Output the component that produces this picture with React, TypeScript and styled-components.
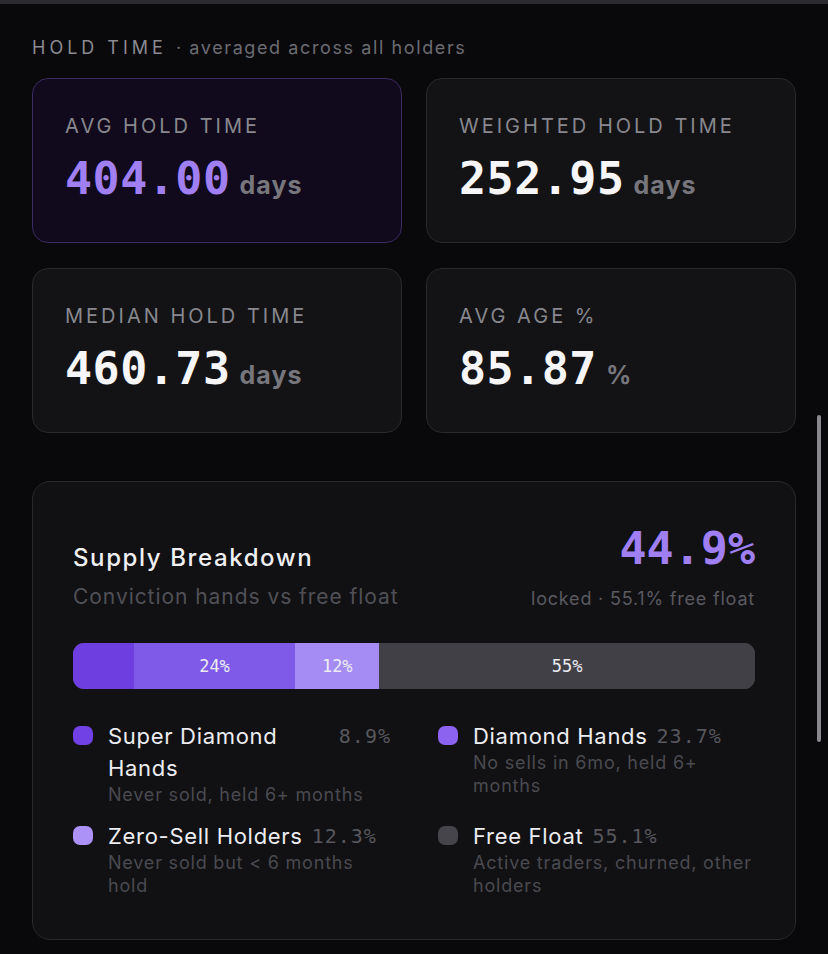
import React from 'react';
import styled, { createGlobalStyle } from 'styled-components';

const GlobalStyle = createGlobalStyle`
  html, body {
    margin: 0;
    padding: 0;
    background: #09090b;
  }
  body {
    font-family: Inter, "Noto Sans", sans-serif;
    color: #ececf0;
  }
`;

const mono = `"DejaVu Sans Mono", "Liberation Mono", monospace`;

const Page = styled.div`
  width: 828px;
  height: 954px;
  overflow: hidden;
  position: relative;
  background: #09090b;
`;

const TopStrip = styled.div`
  height: 4px;
  background: #2c2c30;
`;

const Content = styled.div`
  padding: 33px 32px 0 32px;
`;

const SectionHeader = styled.div`
  display: flex;
  align-items: baseline;
  gap: 9px;
  height: 26px;
  margin-bottom: 15px;
`;

const SectionTitle = styled.span`
  font-size: 18px;
  letter-spacing: 4px;
  color: #8a8a90;
`;

const SectionNote = styled.span`
  font-size: 18px;
  letter-spacing: 1.6px;
  color: #6c6c72;
`;

const StatGrid = styled.div`
  display: grid;
  grid-template-columns: 1fr 1fr;
  gap: 25px 24px;
`;

const StatCard = styled.div<{ $accent?: boolean }>`
  height: 165px;
  box-sizing: border-box;
  border-radius: 16px;
  padding: 34px 32px 0 32px;
  background: ${(p) => (p.$accent ? '#110a1c' : '#131315')};
  border: 1.5px solid ${(p) => (p.$accent ? '#3b2a63' : '#29292d')};
`;

const StatLabel = styled.div`
  font-size: 20px;
  letter-spacing: 3px;
  color: #88888e;
  line-height: 26px;
`;

const StatValueRow = styled.div`
  display: flex;
  align-items: baseline;
  gap: 9px;
  margin-top: 17px;
`;

const StatValue = styled.span<{ $accent?: boolean }>`
  font-family: ${mono};
  font-weight: 700;
  font-size: 45px;
  letter-spacing: 0.5px;
  line-height: 1;
  color: ${(p) => (p.$accent ? '#9f7ff2' : '#f6f6f8')};
`;

const StatUnit = styled.span`
  font-size: 25px;
  font-weight: 700;
  letter-spacing: 1px;
  color: #76767c;
`;

const SupplyCard = styled.div`
  margin-top: 48px;
  height: 459px;
  box-sizing: border-box;
  border-radius: 18px;
  border: 1.5px solid #29292d;
  background: #111113;
  padding: 44px 40px 0 40px;
`;

const SupplyHead = styled.div`
  display: flex;
  justify-content: space-between;
  align-items: flex-start;
`;

const SupplyTitle = styled.div`
  font-size: 24px;
  font-weight: 500;
  letter-spacing: 1.6px;
  color: #f0f0f3;
  margin-top: 17px;
`;

const SupplySub = styled.div`
  font-size: 21px;
  letter-spacing: 0.95px;
  color: #505056;
  margin-top: 12px;
`;

const SupplyRight = styled.div`
  text-align: right;
`;

const LockedValue = styled.div`
  font-family: ${mono};
  font-weight: 700;
  font-size: 45px;
  line-height: 1;
  color: #9f7ff2;
`;

const LockedNote = styled.div`
  font-size: 18px;
  letter-spacing: 0.8px;
  color: #5a5a60;
  margin-top: 17px;
`;

const Bar = styled.div`
  display: flex;
  height: 46px;
  border-radius: 11px;
  overflow: hidden;
  margin-top: 34px;
  background: #404046;
`;

const BarSegment = styled.div<{ $color: string }>`
  display: flex;
  align-items: center;
  justify-content: center;
  background: ${(p) => p.$color};
  font-family: ${mono};
  font-size: 17px;
  color: #ececf2;
`;

const Legend = styled.div`
  display: grid;
  grid-template-columns: 318px 319px;
  column-gap: 47px;
  row-gap: 14px;
  margin-top: 31px;
`;

const LegendItem = styled.div`
  display: flex;
  gap: 15px;
`;

const Dot = styled.span<{ $color: string }>`
  flex: none;
  width: 20px;
  height: 19px;
  border-radius: 7px;
  margin-top: 6px;
  background: ${(p) => p.$color};
`;

const LegendBody = styled.div`
  flex: 1;
`;

const LegendHead = styled.div<{ $split?: boolean }>`
  display: flex;
  justify-content: ${(p) => (p.$split ? 'space-between' : 'flex-start')};
  align-items: flex-start;
  gap: 9px;
`;

const LegendName = styled.span`
  font-size: 22px;
  letter-spacing: 0.7px;
  line-height: 32px;
  color: #ededf1;
`;

const LegendPct = styled.span`
  font-family: ${mono};
  font-size: 20px;
  letter-spacing: 1px;
  line-height: 32px;
  color: #57575d;
  white-space: nowrap;
`;

const LegendDesc = styled.div`
  font-size: 18px;
  letter-spacing: 0.8px;
  line-height: 23px;
  color: #4a4a50;
  margin-top: -1px;
`;

const Scrollbar = styled.div`
  position: absolute;
  right: 7px;
  top: 415px;
  width: 4px;
  height: 327px;
  border-radius: 2px;
  background: #8a8a8e;
`;

const stats = [
  { label: 'AVG HOLD TIME', value: '404.00', unit: 'days', accent: true },
  { label: 'WEIGHTED HOLD TIME', value: '252.95', unit: 'days' },
  { label: 'MEDIAN HOLD TIME', value: '460.73', unit: 'days' },
  { label: 'AVG AGE %', value: '85.87', unit: '%' },
];

const segments = [
  { pct: 8.9, color: '#6e3ee0', label: '' },
  { pct: 23.7, color: '#7f5ae9', label: '24%' },
  { pct: 12.3, color: '#a58cf4', label: '12%' },
  { pct: 55.1, color: '#404046', label: '55%' },
];

const legend = [
  { name: 'Super Diamond Hands', pct: '8.9%', desc: 'Never sold, held 6+ months', color: '#7241e6', split: true },
  { name: 'Diamond Hands', pct: '23.7%', desc: 'No sells in 6mo, held 6+ months', color: '#8b63f0' },
  { name: 'Zero-Sell Holders', pct: '12.3%', desc: 'Never sold but < 6 months hold', color: '#ac92f6' },
  { name: 'Free Float', pct: '55.1%', desc: 'Active traders, churned, other holders', color: '#45454b' },
];

const App: React.FC = () => {
  return (
    <Page>
      <GlobalStyle />
      <TopStrip />
      <Content>
        <SectionHeader>
          <SectionTitle>HOLD TIME</SectionTitle>
          <SectionNote>· averaged across all holders</SectionNote>
        </SectionHeader>

        <StatGrid>
          {stats.map((s) => (
            <StatCard key={s.label} $accent={s.accent}>
              <StatLabel>{s.label}</StatLabel>
              <StatValueRow>
                <StatValue $accent={s.accent}>{s.value}</StatValue>
                <StatUnit>{s.unit}</StatUnit>
              </StatValueRow>
            </StatCard>
          ))}
        </StatGrid>

        <SupplyCard>
          <SupplyHead>
            <div>
              <SupplyTitle>Supply Breakdown</SupplyTitle>
              <SupplySub>Conviction hands vs free float</SupplySub>
            </div>
            <SupplyRight>
              <LockedValue>44.9%</LockedValue>
              <LockedNote>locked · 55.1% free float</LockedNote>
            </SupplyRight>
          </SupplyHead>

          <Bar>
            {segments.map((seg, i) => (
              <BarSegment key={i} $color={seg.color} style={{ width: `${seg.pct}%` }}>
                {seg.label}
              </BarSegment>
            ))}
          </Bar>

          <Legend>
            {legend.map((item) => (
              <LegendItem key={item.name}>
                <Dot $color={item.color} />
                <LegendBody>
                  <LegendHead $split={item.split}>
                    <LegendName>{item.name}</LegendName>
                    <LegendPct>{item.pct}</LegendPct>
                  </LegendHead>
                  <LegendDesc>{item.desc}</LegendDesc>
                </LegendBody>
              </LegendItem>
            ))}
          </Legend>
        </SupplyCard>
      </Content>
      <Scrollbar />
    </Page>
  );
};

export default App;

◆ ◆ ◆

» **Direction**: Transcribe the preceding listing in its entirety and with exact wording, leaving out pictures.

» **Solution for this exercise**:
Output the component that produces this picture with React, TypeScript and styled-components.
import React from 'react';
import styled, { createGlobalStyle } from 'styled-components';

const GlobalStyle = createGlobalStyle`
  html, body {
    margin: 0;
    padding: 0;
    background: #09090b;
  }
  body {
    font-family: Inter, "Noto Sans", sans-serif;
    color: #ececf0;
  }
`;

const mono = `"DejaVu Sans Mono", "Liberation Mono", monospace`;

const Page = styled.div`
  width: 828px;
  height: 954px;
  overflow: hidden;
  position: relative;
  background: #09090b;
`;

const TopStrip = styled.div`
  height: 4px;
  background: #2c2c30;
`;

const Content = styled.div`
  padding: 33px 32px 0 32px;
`;

const SectionHeader = styled.div`
  display: flex;
  align-items: baseline;
  gap: 9px;
  height: 26px;
  margin-bottom: 15px;
`;

const SectionTitle = styled.span`
  font-size: 18px;
  letter-spacing: 4px;
  color: #8a8a90;
`;

const SectionNote = styled.span`
  font-size: 18px;
  letter-spacing: 1.6px;
  color: #6c6c72;
`;

const StatGrid = styled.div`
  display: grid;
  grid-template-columns: 1fr 1fr;
  gap: 25px 24px;
`;

const StatCard = styled.div<{ $accent?: boolean }>`
  height: 165px;
  box-sizing: border-box;
  border-radius: 16px;
  padding: 34px 32px 0 32px;
  background: ${(p) => (p.$accent ? '#110a1c' : '#131315')};
  border: 1.5px solid ${(p) => (p.$accent ? '#3b2a63' : '#29292d')};
`;

const StatLabel = styled.div`
  font-size: 20px;
  letter-spacing: 3px;
  color: #88888e;
  line-height: 26px;
`;

const StatValueRow = styled.div`
  display: flex;
  align-items: baseline;
  gap: 9px;
  margin-top: 17px;
`;

const StatValue = styled.span<{ $accent?: boolean }>`
  font-family: ${mono};
  font-weight: 700;
  font-size: 45px;
  letter-spacing: 0.5px;
  line-height: 1;
  color: ${(p) => (p.$accent ? '#9f7ff2' : '#f6f6f8')};
`;

const StatUnit = styled.span`
  font-size: 25px;
  font-weight: 700;
  letter-spacing: 1px;
  color: #76767c;
`;

const SupplyCard = styled.div`
  margin-top: 48px;
  height: 459px;
  box-sizing: border-box;
  border-radius: 18px;
  border: 1.5px solid #29292d;
  background: #111113;
  padding: 44px 40px 0 40px;
`;

const SupplyHead = styled.div`
  display: flex;
  justify-content: space-between;
  align-items: flex-start;
`;

const SupplyTitle = styled.div`
  font-size: 24px;
  font-weight: 500;
  letter-spacing: 1.6px;
  color: #f0f0f3;
  margin-top: 17px;
`;

const SupplySub = styled.div`
  font-size: 21px;
  letter-spacing: 0.95px;
  color: #505056;
  margin-top: 12px;
`;

const SupplyRight = styled.div`
  text-align: right;
`;

const LockedValue = styled.div`
  font-family: ${mono};
  font-weight: 700;
  font-size: 45px;
  line-height: 1;
  color: #9f7ff2;
`;

const LockedNote = styled.div`
  font-size: 18px;
  letter-spacing: 0.8px;
  color: #5a5a60;
  margin-top: 17px;
`;

const Bar = styled.div`
  display: flex;
  height: 46px;
  border-radius: 11px;
  overflow: hidden;
  margin-top: 34px;
  background: #404046;
`;

const BarSegment = styled.div<{ $color: string }>`
  display: flex;
  align-items: center;
  justify-content: center;
  background: ${(p) => p.$color};
  font-family: ${mono};
  font-size: 17px;
  color: #ececf2;
`;

const Legend = styled.div`
  display: grid;
  grid-template-columns: 318px 319px;
  column-gap: 47px;
  row-gap: 14px;
  margin-top: 31px;
`;

const LegendItem = styled.div`
  display: flex;
  gap: 15px;
`;

const Dot = styled.span<{ $color: string }>`
  flex: none;
  width: 20px;
  height: 19px;
  border-radius: 7px;
  margin-top: 6px;
  background: ${(p) => p.$color};
`;

const LegendBody = styled.div`
  flex: 1;
`;

const LegendHead = styled.div<{ $split?: boolean }>`
  display: flex;
  justify-content: ${(p) => (p.$split ? 'space-between' : 'flex-start')};
  align-items: flex-start;
  gap: 9px;
`;

const LegendName = styled.span`
  font-size: 22px;
  letter-spacing: 0.7px;
  line-height: 32px;
  color: #ededf1;
`;

const LegendPct = styled.span`
  font-family: ${mono};
  font-size: 20px;
  letter-spacing: 1px;
  line-height: 32px;
  color: #57575d;
  white-space: nowrap;
`;

const LegendDesc = styled.div`
  font-size: 18px;
  letter-spacing: 0.8px;
  line-height: 23px;
  color: #4a4a50;
  margin-top: -1px;
`;

const Scrollbar = styled.div`
  position: absolute;
  right: 7px;
  top: 415px;
  width: 4px;
  height: 327px;
  border-radius: 2px;
  background: #8a8a8e;
`;

const stats = [
  { label: 'AVG HOLD TIME', value: '404.00', unit: 'days', accent: true },
  { label: 'WEIGHTED HOLD TIME', value: '252.95', unit: 'days' },
  { label: 'MEDIAN HOLD TIME', value: '460.73', unit: 'days' },
  { label: 'AVG AGE %', value: '85.87', unit: '%' },
];

const segments = [
  { pct: 8.9, color: '#6e3ee0', label: '' },
  { pct: 23.7, color: '#7f5ae9', label: '24%' },
  { pct: 12.3, color: '#a58cf4', label: '12%' },
  { pct: 55.1, color: '#404046', label: '55%' },
];

const legend = [
  { name: 'Super Diamond Hands', pct: '8.9%', desc: 'Never sold, held 6+ months', color: '#7241e6', split: true },
  { name: 'Diamond Hands', pct: '23.7%', desc: 'No sells in 6mo, held 6+ months', color: '#8b63f0' },
  { name: 'Zero-Sell Holders', pct: '12.3%', desc: 'Never sold but < 6 months hold', color: '#ac92f6' },
  { name: 'Free Float', pct: '55.1%', desc: 'Active traders, churned, other holders', color: '#45454b' },
];

const App: React.FC = () => {
  return (
    <Page>
      <GlobalStyle />
      <TopStrip />
      <Content>
        <SectionHeader>
          <SectionTitle>HOLD TIME</SectionTitle>
          <SectionNote>· averaged across all holders</SectionNote>
        </SectionHeader>

        <StatGrid>
          {stats.map((s) => (
            <StatCard key={s.label} $accent={s.accent}>
              <StatLabel>{s.label}</StatLabel>
              <StatValueRow>
                <StatValue $accent={s.accent}>{s.value}</StatValue>
                <StatUnit>{s.unit}</StatUnit>
              </StatValueRow>
            </StatCard>
          ))}
        </StatGrid>

        <SupplyCard>
          <SupplyHead>
            <div>
              <SupplyTitle>Supply Breakdown</SupplyTitle>
              <SupplySub>Conviction hands vs free float</SupplySub>
            </div>
            <SupplyRight>
              <LockedValue>44.9%</LockedValue>
              <LockedNote>locked · 55.1% free float</LockedNote>
            </SupplyRight>
          </SupplyHead>

          <Bar>
            {segments.map((seg, i) => (
              <BarSegment key={i} $color={seg.color} style={{ width: `${seg.pct}%` }}>
                {seg.label}
              </BarSegment>
            ))}
          </Bar>

          <Legend>
            {legend.map((item) => (
              <LegendItem key={item.name}>
                <Dot $color={item.color} />
                <LegendBody>
                  <LegendHead $split={item.split}>
                    <LegendName>{item.name}</LegendName>
                    <LegendPct>{item.pct}</LegendPct>
                  </LegendHead>
                  <LegendDesc>{item.desc}</LegendDesc>
                </LegendBody>
              </LegendItem>
            ))}
          </Legend>
        </SupplyCard>
      </Content>
      <Scrollbar />
    </Page>
  );
};

export default App;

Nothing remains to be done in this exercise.